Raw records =
◆ ◆ ◆
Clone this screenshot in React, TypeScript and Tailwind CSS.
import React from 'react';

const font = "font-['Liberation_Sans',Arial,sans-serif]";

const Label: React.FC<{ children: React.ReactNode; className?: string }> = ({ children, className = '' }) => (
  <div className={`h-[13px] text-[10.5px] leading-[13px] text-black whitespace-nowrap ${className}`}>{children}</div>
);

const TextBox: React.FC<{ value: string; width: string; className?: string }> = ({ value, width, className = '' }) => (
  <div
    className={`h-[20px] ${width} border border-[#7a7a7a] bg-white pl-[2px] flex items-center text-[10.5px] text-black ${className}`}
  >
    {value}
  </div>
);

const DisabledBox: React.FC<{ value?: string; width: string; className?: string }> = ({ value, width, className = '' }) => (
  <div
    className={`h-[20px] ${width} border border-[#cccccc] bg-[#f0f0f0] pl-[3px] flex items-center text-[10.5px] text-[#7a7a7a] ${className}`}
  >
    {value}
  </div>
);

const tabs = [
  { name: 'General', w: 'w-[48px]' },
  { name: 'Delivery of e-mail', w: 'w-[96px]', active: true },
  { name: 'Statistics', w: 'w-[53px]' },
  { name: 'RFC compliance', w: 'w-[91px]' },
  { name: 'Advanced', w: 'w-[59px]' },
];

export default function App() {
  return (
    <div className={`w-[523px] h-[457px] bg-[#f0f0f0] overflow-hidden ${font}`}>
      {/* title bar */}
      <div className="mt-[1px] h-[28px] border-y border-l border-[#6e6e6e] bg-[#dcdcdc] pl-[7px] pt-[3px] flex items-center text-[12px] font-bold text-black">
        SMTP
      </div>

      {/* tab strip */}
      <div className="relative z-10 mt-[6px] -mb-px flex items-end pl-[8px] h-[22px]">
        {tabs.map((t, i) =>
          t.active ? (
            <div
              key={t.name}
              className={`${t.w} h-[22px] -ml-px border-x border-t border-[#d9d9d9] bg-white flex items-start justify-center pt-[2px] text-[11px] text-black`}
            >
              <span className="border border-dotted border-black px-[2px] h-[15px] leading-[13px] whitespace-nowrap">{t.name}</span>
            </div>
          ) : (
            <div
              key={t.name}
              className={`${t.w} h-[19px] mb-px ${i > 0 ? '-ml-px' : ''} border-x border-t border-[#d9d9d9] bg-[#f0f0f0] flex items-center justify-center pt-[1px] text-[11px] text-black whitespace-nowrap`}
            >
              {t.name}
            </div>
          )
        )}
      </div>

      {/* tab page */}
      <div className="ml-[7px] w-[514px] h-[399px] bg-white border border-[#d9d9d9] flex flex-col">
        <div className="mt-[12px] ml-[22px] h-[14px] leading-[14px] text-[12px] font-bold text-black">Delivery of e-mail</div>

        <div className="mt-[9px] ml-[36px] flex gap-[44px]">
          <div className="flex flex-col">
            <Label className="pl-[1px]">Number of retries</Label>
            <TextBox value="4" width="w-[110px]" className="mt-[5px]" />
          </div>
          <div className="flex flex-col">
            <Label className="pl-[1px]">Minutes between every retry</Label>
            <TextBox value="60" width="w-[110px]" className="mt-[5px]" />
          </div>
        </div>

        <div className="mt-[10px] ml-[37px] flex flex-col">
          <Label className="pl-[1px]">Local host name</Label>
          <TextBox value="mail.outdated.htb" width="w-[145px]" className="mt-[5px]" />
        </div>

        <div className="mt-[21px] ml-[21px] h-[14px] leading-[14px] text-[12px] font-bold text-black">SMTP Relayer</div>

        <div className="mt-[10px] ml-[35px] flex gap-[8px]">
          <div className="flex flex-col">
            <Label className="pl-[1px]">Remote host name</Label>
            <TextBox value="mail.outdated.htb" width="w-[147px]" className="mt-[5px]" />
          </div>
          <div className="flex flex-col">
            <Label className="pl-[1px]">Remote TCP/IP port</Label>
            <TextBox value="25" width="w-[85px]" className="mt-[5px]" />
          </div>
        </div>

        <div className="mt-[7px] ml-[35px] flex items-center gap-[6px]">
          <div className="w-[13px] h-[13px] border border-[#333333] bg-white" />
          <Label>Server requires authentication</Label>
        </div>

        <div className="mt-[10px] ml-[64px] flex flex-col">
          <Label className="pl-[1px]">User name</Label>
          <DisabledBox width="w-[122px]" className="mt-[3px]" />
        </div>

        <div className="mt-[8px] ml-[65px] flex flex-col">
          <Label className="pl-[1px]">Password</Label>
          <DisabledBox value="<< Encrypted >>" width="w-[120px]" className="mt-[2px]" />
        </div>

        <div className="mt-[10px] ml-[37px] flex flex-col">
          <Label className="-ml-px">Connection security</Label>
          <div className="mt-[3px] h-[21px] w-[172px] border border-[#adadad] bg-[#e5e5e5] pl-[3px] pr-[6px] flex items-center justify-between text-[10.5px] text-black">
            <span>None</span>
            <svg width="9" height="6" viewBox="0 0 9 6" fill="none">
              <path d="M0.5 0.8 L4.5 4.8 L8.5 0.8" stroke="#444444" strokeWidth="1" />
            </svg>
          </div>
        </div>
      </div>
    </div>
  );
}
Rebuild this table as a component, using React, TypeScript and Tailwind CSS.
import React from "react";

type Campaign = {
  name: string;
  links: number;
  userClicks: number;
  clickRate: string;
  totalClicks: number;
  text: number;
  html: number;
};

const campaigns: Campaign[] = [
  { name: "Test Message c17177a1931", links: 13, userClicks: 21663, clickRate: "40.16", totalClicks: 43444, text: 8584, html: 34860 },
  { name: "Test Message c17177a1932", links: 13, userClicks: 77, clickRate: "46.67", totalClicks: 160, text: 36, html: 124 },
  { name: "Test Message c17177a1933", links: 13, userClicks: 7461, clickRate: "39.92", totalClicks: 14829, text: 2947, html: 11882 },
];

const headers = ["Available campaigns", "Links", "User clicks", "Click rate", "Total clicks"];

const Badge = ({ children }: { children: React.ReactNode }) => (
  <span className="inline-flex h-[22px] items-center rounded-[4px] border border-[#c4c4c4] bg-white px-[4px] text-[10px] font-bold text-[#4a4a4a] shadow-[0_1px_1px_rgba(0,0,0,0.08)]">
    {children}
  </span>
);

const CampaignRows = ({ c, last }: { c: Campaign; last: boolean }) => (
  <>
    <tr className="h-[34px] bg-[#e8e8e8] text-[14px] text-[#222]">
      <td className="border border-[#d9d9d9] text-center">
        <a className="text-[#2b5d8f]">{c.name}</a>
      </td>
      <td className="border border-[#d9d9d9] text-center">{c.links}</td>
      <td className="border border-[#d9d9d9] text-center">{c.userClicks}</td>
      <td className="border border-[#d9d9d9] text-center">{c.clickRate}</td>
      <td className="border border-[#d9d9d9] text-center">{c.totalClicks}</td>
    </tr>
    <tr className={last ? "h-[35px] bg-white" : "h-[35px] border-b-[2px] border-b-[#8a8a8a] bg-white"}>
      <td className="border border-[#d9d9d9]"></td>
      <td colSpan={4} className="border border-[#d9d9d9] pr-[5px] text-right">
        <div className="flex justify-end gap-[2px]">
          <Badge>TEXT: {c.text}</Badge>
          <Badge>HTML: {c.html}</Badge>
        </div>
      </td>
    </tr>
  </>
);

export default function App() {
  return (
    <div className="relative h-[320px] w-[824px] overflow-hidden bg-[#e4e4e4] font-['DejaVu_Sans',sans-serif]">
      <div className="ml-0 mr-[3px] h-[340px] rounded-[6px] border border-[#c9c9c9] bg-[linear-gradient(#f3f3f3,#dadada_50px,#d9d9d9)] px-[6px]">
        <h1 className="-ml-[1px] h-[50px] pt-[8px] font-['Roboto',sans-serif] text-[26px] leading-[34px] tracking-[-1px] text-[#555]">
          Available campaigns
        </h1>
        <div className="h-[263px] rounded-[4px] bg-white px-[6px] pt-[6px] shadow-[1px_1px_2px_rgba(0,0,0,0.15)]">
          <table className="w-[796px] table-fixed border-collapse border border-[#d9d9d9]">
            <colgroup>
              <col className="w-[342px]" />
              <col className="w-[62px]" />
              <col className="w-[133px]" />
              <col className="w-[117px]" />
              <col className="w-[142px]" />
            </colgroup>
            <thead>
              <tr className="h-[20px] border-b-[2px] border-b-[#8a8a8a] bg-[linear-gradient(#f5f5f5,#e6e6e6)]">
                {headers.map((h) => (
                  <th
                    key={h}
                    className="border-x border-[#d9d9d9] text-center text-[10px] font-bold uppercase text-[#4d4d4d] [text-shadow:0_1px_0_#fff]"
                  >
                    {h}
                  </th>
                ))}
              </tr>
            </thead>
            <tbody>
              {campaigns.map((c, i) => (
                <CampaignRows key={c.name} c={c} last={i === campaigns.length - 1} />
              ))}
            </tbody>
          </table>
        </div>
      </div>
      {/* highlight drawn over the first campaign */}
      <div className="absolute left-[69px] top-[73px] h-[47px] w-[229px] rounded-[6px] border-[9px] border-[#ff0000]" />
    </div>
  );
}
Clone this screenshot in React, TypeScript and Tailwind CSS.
◆ ◆ ◆
Directions = Using the material above, work out how many lines contain the string "table". Give that number alone.

Expected answer = 3